# [EXERCISE BRIEF]
Emit the exact text of every line from the line with "Clone this screenshot in Tailwind CSS." to the line with "w-[600px] h-[1299px] overflow-hidden", both ends included. No other output is expected.

[Items from a dataset]
□ □ □ □ □ □ □

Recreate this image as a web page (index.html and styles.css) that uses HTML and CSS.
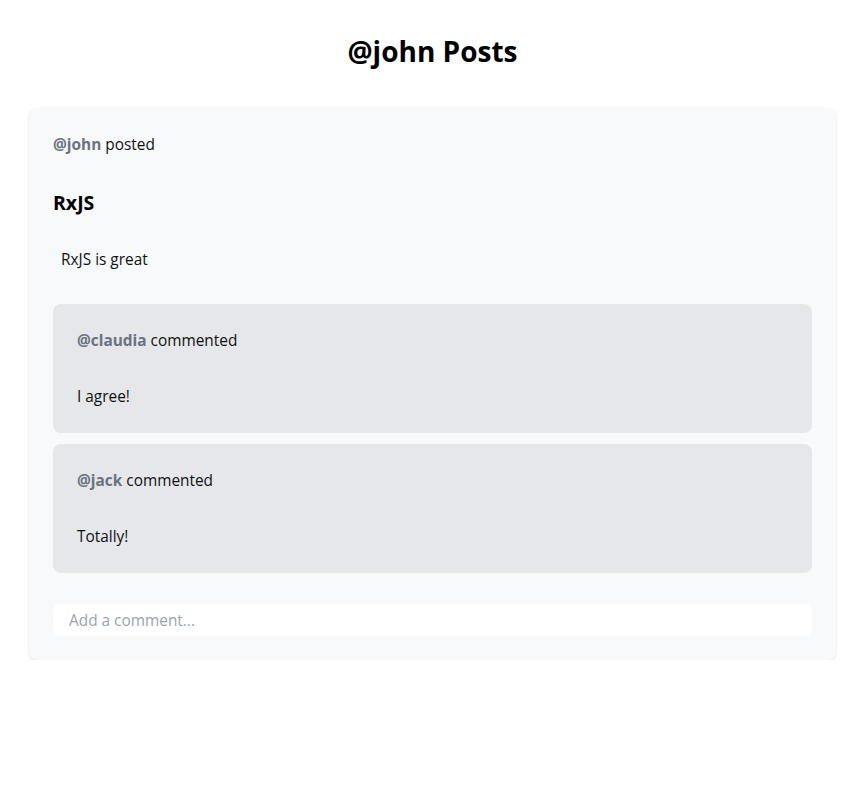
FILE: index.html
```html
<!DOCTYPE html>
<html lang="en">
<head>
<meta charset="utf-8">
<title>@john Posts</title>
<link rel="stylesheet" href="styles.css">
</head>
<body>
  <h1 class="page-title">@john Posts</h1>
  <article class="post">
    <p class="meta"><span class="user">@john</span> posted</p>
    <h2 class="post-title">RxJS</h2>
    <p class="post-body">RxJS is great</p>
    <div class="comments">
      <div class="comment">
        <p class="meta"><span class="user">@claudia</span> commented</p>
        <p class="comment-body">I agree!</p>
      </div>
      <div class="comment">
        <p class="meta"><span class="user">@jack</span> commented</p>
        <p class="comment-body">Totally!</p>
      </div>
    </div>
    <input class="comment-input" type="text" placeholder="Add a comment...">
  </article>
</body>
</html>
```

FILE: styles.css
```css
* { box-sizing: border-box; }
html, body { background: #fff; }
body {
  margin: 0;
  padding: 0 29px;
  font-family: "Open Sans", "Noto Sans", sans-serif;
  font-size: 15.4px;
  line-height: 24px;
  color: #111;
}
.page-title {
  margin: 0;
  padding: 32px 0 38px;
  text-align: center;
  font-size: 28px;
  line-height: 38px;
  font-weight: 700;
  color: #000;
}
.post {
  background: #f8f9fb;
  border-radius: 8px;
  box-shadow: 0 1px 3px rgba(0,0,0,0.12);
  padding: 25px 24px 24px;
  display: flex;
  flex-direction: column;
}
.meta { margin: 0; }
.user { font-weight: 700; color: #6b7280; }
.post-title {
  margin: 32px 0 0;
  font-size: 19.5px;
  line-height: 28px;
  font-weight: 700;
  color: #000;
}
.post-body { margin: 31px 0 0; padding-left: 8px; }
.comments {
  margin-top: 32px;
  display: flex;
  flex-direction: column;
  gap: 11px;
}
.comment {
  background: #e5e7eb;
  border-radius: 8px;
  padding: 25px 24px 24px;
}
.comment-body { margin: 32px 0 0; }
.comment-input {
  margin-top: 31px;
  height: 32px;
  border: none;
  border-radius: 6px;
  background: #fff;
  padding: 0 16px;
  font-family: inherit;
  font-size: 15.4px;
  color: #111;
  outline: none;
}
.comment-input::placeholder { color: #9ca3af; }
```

□ □ □ □ □ □ □

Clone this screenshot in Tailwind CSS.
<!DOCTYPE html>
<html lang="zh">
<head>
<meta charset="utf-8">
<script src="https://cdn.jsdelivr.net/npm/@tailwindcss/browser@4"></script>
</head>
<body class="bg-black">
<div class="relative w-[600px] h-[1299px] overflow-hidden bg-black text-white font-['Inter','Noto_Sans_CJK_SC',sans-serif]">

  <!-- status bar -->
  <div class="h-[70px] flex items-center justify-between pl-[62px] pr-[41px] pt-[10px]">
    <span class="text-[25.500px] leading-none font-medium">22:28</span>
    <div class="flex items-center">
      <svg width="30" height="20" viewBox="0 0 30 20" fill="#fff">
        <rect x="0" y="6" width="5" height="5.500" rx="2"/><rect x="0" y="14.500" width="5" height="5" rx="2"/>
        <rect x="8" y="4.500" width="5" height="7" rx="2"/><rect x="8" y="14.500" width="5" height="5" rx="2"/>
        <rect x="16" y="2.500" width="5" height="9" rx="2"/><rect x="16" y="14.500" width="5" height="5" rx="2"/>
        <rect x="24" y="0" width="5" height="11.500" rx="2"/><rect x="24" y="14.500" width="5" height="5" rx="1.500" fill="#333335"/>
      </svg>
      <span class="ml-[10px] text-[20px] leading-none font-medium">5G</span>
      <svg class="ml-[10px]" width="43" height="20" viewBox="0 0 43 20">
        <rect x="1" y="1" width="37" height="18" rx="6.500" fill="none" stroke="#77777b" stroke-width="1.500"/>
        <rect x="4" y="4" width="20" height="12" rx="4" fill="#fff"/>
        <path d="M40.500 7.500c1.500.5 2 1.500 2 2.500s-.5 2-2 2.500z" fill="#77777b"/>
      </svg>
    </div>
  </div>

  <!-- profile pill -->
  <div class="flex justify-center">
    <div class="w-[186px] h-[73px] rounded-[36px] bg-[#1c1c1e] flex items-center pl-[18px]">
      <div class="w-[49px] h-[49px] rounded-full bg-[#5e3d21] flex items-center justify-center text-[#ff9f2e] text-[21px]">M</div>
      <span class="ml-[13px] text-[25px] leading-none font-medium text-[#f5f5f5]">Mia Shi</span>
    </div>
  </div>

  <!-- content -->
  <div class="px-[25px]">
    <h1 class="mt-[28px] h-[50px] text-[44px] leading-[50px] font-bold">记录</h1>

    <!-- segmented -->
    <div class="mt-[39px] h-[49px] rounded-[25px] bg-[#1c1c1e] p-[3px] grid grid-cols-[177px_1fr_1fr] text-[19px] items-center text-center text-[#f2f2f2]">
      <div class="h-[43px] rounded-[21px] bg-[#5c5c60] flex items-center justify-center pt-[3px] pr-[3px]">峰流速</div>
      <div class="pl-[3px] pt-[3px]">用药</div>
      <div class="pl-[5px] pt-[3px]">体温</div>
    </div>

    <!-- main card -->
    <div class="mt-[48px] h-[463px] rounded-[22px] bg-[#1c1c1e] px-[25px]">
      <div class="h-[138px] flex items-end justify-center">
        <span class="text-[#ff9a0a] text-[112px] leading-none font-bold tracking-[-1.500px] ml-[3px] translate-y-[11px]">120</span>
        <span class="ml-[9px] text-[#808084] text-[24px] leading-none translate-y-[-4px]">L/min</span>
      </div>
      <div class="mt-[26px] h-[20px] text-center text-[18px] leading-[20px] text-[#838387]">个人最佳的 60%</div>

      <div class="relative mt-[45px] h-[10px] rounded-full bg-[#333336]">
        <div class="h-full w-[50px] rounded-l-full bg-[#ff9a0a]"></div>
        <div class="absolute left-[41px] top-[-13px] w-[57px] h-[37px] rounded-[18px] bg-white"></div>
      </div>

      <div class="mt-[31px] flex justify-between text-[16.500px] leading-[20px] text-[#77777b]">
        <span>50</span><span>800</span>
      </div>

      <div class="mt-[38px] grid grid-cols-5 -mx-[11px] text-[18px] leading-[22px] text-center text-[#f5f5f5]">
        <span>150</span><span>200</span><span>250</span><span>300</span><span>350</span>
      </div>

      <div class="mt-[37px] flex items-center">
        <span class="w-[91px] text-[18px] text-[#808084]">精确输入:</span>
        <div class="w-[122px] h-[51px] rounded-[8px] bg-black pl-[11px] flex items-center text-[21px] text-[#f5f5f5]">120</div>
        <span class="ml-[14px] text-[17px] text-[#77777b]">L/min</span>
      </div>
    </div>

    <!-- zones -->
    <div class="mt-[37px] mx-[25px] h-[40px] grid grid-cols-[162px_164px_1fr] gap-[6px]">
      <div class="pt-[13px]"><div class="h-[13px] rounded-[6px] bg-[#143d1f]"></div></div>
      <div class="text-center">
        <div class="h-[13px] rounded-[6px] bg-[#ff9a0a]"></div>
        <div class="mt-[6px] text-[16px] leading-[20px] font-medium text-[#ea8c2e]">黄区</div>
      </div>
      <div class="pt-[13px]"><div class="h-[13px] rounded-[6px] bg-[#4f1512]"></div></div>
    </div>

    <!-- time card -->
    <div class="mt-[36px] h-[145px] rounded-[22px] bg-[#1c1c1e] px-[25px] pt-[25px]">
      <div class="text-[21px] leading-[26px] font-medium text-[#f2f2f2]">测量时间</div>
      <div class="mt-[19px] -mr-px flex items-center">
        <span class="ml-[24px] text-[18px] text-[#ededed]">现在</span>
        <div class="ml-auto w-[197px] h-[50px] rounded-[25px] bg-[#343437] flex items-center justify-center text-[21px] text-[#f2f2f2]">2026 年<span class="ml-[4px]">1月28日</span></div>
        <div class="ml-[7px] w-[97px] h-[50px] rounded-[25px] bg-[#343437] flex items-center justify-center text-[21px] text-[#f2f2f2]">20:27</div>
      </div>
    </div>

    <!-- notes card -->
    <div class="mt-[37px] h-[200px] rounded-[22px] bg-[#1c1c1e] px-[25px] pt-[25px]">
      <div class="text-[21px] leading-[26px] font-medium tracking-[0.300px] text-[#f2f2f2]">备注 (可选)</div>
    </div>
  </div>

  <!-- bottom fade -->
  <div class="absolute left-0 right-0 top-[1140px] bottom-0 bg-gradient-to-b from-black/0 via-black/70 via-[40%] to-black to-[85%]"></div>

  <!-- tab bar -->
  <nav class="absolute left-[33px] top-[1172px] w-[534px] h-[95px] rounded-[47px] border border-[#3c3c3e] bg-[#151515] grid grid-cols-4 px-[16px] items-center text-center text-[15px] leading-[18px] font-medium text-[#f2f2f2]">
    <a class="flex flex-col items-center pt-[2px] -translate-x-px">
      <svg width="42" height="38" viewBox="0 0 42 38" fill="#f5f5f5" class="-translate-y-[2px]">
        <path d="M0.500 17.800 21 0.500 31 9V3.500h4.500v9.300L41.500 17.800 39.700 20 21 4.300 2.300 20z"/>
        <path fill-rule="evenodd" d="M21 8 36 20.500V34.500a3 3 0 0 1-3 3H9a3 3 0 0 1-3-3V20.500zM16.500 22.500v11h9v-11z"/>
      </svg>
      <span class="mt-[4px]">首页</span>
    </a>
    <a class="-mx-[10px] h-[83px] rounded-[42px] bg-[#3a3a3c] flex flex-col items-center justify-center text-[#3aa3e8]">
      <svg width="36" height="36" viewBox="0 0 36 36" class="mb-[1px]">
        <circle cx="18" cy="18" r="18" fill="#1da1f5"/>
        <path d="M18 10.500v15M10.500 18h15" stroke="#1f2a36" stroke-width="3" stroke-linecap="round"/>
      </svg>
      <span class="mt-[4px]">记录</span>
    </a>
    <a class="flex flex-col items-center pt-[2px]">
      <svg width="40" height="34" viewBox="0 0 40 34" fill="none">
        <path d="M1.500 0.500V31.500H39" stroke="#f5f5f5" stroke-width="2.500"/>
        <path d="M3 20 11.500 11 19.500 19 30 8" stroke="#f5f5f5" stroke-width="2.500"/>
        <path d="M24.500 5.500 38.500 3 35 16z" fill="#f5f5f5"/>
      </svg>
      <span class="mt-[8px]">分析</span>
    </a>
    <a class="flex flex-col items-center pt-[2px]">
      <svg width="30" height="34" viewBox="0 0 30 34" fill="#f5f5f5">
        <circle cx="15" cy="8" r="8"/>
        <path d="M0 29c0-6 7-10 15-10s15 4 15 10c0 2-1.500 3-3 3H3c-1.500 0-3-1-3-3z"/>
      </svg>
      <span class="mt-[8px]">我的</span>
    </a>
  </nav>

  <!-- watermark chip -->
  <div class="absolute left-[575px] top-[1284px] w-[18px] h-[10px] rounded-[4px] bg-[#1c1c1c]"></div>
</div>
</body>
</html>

□ □ □ □ □ □ □

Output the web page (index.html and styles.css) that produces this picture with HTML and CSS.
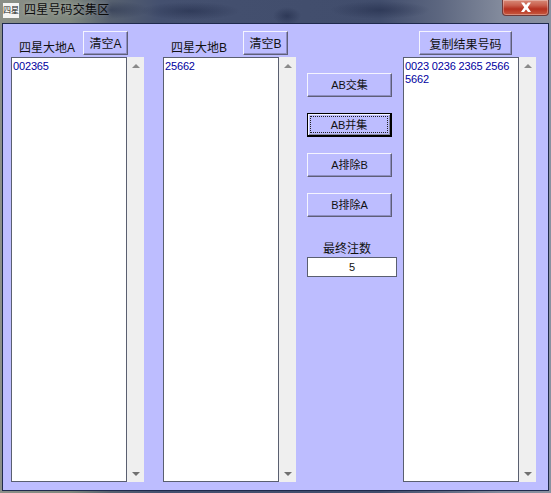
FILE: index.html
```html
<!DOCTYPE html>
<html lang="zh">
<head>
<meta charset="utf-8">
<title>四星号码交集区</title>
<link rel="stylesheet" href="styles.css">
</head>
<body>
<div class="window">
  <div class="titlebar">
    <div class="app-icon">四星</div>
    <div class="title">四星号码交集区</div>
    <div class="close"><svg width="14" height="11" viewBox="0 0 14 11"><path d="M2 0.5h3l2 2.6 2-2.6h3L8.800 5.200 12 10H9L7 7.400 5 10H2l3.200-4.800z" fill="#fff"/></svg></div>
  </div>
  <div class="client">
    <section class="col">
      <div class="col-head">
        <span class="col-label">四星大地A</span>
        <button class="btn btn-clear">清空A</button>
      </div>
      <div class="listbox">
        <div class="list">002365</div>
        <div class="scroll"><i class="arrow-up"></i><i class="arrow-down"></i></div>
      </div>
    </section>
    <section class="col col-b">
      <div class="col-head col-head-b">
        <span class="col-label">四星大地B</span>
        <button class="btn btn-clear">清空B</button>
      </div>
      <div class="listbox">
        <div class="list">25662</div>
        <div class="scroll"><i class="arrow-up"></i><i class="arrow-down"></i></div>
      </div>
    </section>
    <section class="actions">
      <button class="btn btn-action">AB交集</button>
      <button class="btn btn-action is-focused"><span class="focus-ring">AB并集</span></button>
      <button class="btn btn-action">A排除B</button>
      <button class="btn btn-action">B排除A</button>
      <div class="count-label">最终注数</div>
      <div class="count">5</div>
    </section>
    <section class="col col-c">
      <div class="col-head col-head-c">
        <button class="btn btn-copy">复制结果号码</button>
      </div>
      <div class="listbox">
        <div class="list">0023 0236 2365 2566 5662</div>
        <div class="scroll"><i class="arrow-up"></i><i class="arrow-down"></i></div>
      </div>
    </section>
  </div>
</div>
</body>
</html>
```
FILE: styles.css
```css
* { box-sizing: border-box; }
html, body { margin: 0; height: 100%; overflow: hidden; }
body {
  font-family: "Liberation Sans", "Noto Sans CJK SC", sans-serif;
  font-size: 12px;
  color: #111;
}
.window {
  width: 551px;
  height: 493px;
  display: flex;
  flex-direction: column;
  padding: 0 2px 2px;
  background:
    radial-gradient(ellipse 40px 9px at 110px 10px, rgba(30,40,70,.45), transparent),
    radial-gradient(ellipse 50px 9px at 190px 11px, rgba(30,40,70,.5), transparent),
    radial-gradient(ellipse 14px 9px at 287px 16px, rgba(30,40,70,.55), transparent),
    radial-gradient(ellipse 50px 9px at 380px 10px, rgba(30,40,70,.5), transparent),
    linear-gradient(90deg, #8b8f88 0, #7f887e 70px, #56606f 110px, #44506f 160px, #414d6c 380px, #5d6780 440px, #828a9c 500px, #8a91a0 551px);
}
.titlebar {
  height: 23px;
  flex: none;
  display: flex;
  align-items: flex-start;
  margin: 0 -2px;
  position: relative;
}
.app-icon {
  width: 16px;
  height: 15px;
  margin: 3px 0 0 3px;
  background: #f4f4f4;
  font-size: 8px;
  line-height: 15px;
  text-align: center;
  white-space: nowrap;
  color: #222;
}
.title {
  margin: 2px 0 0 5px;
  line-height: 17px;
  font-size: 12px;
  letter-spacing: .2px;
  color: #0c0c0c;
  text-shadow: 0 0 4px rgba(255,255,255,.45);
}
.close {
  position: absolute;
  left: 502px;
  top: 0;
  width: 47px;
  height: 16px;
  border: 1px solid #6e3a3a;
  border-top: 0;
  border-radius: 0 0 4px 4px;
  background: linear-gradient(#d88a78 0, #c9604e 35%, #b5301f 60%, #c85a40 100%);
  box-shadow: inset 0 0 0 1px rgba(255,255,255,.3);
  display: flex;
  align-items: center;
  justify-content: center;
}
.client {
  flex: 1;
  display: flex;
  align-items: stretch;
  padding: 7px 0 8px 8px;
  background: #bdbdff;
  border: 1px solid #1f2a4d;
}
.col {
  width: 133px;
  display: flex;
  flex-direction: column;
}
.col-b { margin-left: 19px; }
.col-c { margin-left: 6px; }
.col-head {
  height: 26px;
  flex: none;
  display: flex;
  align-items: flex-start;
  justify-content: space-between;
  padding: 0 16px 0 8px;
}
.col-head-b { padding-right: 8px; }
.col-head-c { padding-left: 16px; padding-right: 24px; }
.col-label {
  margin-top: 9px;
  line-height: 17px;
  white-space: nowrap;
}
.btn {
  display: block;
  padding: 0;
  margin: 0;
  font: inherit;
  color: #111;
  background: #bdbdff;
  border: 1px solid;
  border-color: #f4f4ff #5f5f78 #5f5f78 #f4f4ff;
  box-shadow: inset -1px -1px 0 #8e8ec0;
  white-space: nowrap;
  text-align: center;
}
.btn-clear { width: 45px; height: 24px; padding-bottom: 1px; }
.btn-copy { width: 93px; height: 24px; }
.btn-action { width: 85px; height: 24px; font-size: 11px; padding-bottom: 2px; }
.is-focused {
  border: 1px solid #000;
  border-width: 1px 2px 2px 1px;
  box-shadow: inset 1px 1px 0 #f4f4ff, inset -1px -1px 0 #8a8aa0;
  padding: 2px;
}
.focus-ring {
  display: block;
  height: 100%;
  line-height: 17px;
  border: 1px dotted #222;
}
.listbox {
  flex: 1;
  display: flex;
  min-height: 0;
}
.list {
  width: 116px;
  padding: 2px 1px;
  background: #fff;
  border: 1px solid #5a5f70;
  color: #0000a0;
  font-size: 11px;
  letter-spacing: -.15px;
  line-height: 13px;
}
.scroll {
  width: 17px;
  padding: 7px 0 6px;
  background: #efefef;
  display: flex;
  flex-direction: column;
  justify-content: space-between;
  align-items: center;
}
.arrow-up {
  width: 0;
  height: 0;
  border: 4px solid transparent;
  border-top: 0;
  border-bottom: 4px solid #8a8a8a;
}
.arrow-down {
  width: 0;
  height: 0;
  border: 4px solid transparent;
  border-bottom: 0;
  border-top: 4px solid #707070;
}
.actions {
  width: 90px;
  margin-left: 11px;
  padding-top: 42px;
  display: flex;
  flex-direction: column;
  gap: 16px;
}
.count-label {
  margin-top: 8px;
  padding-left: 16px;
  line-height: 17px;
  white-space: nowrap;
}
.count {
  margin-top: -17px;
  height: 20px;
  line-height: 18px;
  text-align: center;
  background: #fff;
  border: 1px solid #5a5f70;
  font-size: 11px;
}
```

□ □ □ □ □ □ □

# [SOLUTION]
Clone this screenshot in Tailwind CSS.
<!DOCTYPE html>
<html lang="zh">
<head>
<meta charset="utf-8">
<script src="https://cdn.jsdelivr.net/npm/@tailwindcss/browser@4"></script>
</head>
<body class="bg-black">
<div class="relative w-[600px] h-[1299px] overflow-hidden bg-black text-white font-['Inter','Noto_Sans_CJK_SC',sans-serif]">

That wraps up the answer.